*Exercise brief:* Count every line below that contains "this", then state the total with no other output.

*Material supplied:*
════════════════════
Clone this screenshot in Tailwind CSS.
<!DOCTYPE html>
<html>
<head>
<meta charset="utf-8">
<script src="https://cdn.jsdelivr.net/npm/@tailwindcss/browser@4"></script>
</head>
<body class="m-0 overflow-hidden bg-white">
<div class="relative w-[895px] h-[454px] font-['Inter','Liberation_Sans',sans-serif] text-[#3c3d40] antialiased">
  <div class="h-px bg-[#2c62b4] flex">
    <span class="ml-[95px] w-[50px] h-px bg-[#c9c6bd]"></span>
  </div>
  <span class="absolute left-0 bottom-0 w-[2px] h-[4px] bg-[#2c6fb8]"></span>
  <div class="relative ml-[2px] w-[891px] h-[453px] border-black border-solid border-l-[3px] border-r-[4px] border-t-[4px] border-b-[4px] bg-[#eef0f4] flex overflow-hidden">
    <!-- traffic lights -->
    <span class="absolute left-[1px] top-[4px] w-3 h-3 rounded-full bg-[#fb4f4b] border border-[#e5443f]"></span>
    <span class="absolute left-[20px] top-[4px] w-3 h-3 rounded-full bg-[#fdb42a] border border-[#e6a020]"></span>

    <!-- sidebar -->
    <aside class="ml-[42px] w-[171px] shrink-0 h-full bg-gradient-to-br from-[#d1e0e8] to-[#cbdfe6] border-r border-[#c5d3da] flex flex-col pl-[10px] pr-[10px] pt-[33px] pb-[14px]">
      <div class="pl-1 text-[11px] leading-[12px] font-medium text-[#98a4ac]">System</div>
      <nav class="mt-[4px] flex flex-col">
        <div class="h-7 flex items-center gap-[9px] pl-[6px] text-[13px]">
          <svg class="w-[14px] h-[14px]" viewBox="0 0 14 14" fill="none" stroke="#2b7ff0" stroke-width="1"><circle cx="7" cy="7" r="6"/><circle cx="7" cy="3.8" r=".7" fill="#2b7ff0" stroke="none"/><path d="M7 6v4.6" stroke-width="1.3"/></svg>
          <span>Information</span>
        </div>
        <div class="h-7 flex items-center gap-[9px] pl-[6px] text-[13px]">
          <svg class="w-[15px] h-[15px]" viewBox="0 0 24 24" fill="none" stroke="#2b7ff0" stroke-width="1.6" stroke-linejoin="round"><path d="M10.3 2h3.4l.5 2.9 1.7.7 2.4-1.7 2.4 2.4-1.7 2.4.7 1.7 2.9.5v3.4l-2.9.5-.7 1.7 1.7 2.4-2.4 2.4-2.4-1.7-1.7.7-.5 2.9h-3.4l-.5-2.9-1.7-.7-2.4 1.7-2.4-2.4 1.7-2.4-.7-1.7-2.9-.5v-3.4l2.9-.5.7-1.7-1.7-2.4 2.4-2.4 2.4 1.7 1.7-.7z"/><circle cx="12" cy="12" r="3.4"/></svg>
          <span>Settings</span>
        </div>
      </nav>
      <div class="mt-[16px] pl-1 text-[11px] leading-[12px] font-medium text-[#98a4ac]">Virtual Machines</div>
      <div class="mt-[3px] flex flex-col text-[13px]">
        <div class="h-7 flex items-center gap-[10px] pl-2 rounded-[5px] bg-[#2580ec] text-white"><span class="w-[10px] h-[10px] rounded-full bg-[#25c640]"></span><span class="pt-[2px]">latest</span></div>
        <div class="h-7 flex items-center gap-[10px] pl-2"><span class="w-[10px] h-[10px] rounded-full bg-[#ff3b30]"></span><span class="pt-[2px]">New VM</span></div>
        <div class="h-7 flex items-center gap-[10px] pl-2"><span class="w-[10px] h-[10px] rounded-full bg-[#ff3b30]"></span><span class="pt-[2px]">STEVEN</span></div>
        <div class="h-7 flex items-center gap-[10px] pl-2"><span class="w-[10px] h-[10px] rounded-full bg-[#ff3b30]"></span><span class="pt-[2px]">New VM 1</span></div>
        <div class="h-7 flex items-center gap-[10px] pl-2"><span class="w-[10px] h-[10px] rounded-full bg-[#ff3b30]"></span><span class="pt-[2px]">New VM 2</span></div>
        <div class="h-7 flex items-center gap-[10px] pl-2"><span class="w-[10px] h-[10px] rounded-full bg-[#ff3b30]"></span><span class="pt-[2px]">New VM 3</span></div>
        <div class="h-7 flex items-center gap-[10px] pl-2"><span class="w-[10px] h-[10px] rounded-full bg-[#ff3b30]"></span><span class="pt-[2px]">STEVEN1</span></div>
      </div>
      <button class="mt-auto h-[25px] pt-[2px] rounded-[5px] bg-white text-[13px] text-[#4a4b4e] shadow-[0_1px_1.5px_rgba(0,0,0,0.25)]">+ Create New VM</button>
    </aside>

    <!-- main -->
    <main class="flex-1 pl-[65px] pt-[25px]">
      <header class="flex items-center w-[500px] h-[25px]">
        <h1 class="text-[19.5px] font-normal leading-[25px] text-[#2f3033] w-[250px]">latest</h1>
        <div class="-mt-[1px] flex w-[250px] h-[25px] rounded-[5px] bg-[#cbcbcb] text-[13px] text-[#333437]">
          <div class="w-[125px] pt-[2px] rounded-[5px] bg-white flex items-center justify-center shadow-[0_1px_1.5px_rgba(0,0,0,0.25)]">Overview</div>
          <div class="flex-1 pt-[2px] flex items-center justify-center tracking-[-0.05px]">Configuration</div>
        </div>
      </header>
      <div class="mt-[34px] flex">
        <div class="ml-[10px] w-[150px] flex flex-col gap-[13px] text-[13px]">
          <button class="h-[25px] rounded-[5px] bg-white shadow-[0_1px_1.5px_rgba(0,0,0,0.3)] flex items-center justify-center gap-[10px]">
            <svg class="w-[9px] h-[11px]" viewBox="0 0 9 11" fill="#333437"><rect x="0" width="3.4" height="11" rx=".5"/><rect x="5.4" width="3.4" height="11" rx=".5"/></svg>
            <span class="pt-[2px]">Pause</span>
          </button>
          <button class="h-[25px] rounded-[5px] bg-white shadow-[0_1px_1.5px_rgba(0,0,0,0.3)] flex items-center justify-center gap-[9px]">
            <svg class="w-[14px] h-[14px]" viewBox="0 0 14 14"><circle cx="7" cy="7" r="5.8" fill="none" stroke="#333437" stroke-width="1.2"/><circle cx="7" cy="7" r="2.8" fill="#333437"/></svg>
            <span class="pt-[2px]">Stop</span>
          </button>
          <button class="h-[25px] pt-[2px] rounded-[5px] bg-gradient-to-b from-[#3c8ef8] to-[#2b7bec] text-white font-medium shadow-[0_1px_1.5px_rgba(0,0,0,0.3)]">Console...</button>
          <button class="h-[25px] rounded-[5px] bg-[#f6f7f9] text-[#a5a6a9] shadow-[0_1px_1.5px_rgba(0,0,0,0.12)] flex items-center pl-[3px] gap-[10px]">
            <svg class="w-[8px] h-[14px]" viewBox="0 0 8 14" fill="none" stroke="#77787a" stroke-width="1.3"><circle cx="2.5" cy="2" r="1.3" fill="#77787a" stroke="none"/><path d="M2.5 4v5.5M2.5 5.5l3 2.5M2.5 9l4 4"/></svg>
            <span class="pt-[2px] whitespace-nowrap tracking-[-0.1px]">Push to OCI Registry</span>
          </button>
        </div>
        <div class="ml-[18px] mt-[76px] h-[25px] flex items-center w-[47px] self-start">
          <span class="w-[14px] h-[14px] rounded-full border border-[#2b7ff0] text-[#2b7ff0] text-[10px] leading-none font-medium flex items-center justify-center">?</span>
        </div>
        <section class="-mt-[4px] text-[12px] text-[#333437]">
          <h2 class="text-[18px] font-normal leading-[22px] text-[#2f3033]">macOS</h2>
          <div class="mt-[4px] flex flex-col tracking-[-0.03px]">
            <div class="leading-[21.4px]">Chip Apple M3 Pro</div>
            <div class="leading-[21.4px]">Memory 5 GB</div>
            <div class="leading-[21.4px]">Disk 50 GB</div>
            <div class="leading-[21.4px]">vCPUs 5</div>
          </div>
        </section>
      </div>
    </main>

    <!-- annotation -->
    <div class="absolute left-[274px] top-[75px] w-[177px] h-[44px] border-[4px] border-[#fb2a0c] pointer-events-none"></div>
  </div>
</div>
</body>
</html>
════════════════════
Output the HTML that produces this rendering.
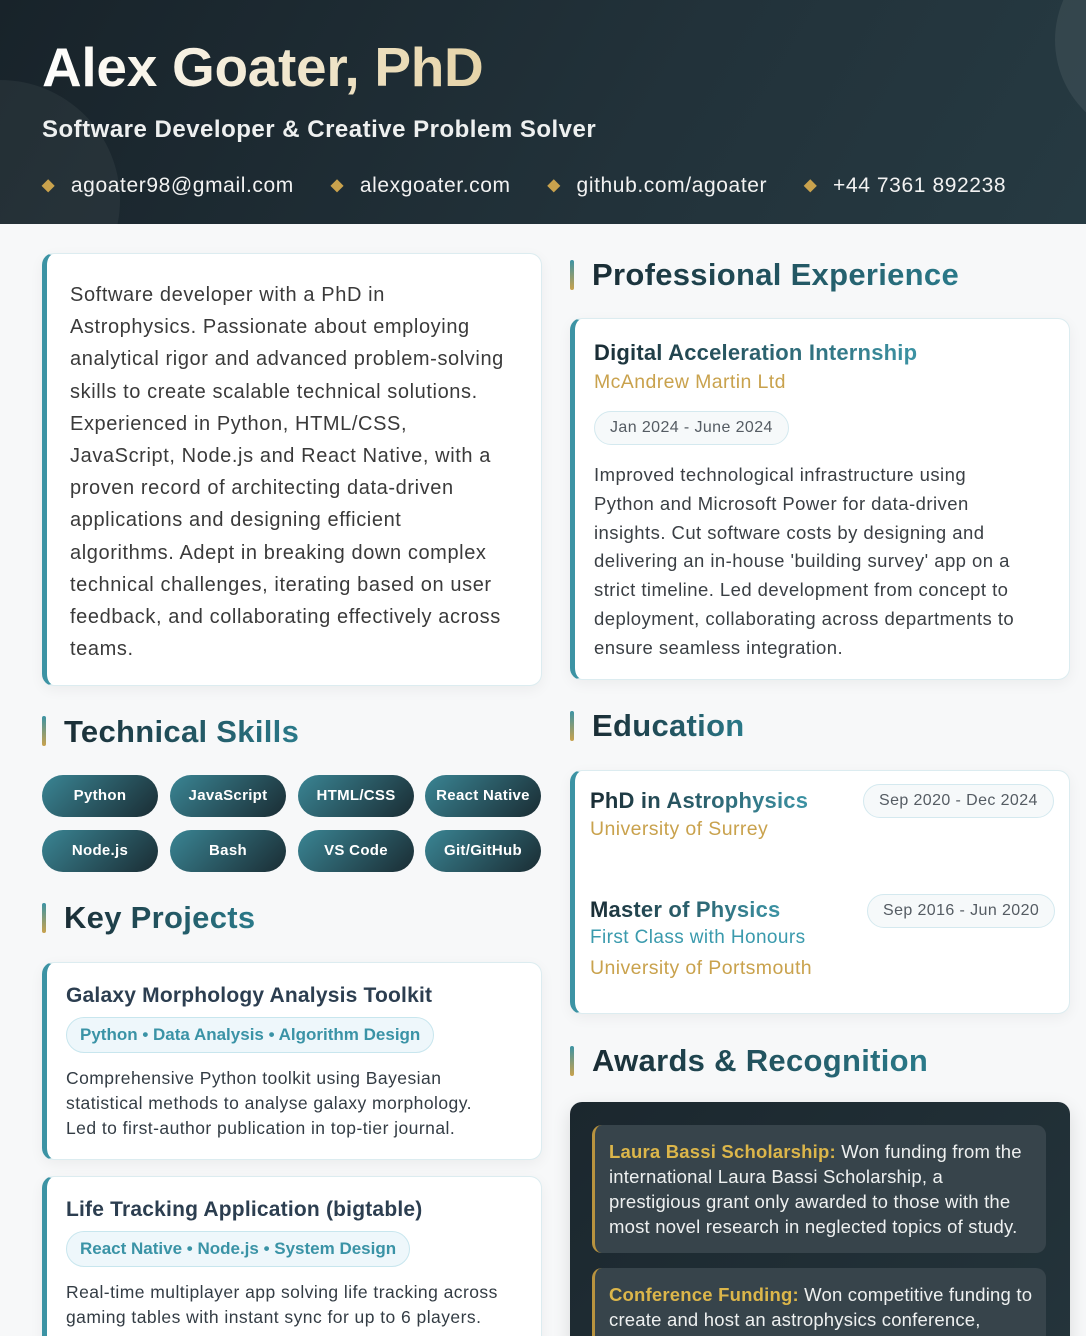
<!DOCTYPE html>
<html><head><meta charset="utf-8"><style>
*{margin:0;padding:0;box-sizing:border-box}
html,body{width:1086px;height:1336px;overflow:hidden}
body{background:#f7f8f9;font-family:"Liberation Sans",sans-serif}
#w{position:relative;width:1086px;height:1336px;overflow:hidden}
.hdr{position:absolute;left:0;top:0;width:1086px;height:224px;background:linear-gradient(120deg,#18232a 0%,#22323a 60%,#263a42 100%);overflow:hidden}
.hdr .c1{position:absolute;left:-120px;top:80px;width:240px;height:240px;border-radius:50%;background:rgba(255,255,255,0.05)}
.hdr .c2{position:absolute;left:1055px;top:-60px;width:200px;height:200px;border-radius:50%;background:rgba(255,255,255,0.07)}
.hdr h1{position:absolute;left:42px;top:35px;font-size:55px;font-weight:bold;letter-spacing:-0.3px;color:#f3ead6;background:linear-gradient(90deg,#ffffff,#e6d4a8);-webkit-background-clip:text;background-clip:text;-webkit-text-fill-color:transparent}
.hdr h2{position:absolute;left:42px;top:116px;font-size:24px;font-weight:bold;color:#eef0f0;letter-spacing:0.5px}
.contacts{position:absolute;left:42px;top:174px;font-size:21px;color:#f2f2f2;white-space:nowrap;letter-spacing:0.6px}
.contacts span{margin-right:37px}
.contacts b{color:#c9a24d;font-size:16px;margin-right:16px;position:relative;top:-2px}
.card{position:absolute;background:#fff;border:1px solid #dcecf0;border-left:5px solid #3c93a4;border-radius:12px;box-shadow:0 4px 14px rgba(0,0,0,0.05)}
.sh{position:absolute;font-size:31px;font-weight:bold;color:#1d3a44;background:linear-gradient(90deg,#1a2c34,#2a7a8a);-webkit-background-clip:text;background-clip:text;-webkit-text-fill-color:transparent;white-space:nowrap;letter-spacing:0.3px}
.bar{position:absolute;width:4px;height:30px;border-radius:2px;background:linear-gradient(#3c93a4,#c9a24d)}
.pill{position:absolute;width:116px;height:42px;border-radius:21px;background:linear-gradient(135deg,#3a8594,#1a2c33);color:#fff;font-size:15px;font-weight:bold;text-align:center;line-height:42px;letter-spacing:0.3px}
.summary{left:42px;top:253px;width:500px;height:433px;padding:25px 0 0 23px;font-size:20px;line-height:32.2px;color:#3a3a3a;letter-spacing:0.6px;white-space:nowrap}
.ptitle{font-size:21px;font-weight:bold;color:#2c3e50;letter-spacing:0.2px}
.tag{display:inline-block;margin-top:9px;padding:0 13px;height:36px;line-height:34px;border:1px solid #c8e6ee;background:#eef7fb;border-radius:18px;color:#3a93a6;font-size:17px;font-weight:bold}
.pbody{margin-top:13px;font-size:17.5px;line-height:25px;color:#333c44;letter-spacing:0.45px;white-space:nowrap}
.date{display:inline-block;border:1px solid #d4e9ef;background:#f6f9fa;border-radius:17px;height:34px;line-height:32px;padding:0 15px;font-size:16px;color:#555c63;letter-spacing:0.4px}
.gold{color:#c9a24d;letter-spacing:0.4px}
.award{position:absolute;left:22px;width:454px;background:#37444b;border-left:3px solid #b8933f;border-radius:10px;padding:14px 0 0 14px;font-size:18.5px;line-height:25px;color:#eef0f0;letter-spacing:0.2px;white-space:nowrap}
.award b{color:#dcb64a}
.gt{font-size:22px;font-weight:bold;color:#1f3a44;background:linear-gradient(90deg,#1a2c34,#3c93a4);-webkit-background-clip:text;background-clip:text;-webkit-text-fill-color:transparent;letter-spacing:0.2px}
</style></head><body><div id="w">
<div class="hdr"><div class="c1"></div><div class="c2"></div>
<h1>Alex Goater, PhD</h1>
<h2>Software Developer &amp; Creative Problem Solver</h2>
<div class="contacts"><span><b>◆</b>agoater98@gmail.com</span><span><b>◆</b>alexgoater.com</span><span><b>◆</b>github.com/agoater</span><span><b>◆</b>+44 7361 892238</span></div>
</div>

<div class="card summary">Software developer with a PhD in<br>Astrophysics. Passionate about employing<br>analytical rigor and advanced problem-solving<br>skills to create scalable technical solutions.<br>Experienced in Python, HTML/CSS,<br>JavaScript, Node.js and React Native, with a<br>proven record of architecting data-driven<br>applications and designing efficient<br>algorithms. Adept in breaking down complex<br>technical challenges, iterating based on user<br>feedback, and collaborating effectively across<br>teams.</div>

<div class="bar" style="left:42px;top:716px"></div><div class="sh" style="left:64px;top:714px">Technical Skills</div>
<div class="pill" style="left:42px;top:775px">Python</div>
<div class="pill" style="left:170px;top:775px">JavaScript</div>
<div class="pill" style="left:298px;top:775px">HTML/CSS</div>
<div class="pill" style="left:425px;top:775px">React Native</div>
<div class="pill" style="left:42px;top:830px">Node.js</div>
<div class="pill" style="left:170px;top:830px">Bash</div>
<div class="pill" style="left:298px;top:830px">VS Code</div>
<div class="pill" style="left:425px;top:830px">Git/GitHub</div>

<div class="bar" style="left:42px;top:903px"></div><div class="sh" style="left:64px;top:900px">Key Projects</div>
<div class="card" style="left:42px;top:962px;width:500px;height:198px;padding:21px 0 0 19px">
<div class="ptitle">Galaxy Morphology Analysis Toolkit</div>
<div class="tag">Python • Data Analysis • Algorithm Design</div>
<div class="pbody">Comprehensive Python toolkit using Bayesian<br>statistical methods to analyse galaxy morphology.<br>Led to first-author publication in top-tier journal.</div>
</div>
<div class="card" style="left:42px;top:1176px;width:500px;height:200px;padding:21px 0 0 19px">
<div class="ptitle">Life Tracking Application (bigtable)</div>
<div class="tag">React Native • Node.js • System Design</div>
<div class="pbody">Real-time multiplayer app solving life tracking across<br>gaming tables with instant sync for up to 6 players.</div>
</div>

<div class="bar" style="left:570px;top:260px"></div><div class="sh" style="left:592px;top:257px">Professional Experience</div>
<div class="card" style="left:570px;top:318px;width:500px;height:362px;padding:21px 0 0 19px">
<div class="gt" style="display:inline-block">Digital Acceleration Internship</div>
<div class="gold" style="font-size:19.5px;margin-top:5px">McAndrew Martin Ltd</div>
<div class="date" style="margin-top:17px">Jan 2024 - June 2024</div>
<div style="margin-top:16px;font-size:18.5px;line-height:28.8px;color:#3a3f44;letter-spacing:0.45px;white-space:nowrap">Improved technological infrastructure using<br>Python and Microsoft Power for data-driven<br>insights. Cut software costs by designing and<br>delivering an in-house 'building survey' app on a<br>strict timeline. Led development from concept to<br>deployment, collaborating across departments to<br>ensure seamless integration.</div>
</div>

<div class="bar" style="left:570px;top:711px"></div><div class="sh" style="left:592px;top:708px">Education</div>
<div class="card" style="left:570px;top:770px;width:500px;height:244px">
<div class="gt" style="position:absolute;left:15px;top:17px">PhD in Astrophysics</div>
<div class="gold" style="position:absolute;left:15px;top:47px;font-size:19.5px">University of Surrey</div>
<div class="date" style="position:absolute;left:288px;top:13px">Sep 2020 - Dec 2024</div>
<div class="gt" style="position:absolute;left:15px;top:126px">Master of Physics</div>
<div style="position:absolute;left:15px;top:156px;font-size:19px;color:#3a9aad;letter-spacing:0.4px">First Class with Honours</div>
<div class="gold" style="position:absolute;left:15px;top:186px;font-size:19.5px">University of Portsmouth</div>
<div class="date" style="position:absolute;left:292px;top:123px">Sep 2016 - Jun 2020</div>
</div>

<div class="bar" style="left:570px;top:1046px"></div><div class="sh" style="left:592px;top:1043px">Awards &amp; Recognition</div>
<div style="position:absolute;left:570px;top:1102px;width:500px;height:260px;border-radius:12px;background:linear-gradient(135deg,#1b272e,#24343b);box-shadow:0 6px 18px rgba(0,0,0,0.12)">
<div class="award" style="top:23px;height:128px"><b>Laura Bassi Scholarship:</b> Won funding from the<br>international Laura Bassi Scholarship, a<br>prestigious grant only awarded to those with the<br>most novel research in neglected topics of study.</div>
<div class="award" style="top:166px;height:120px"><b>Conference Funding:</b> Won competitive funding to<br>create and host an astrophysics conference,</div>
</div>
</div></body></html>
════════════════════
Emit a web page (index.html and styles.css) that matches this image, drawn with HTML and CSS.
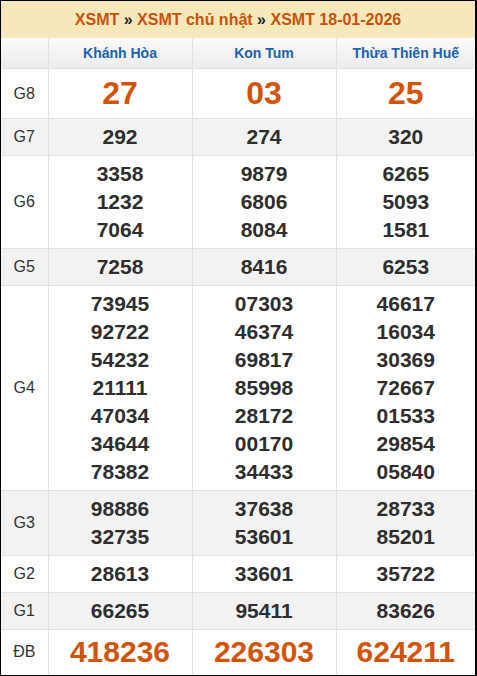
════════════════════
*The solution:* 3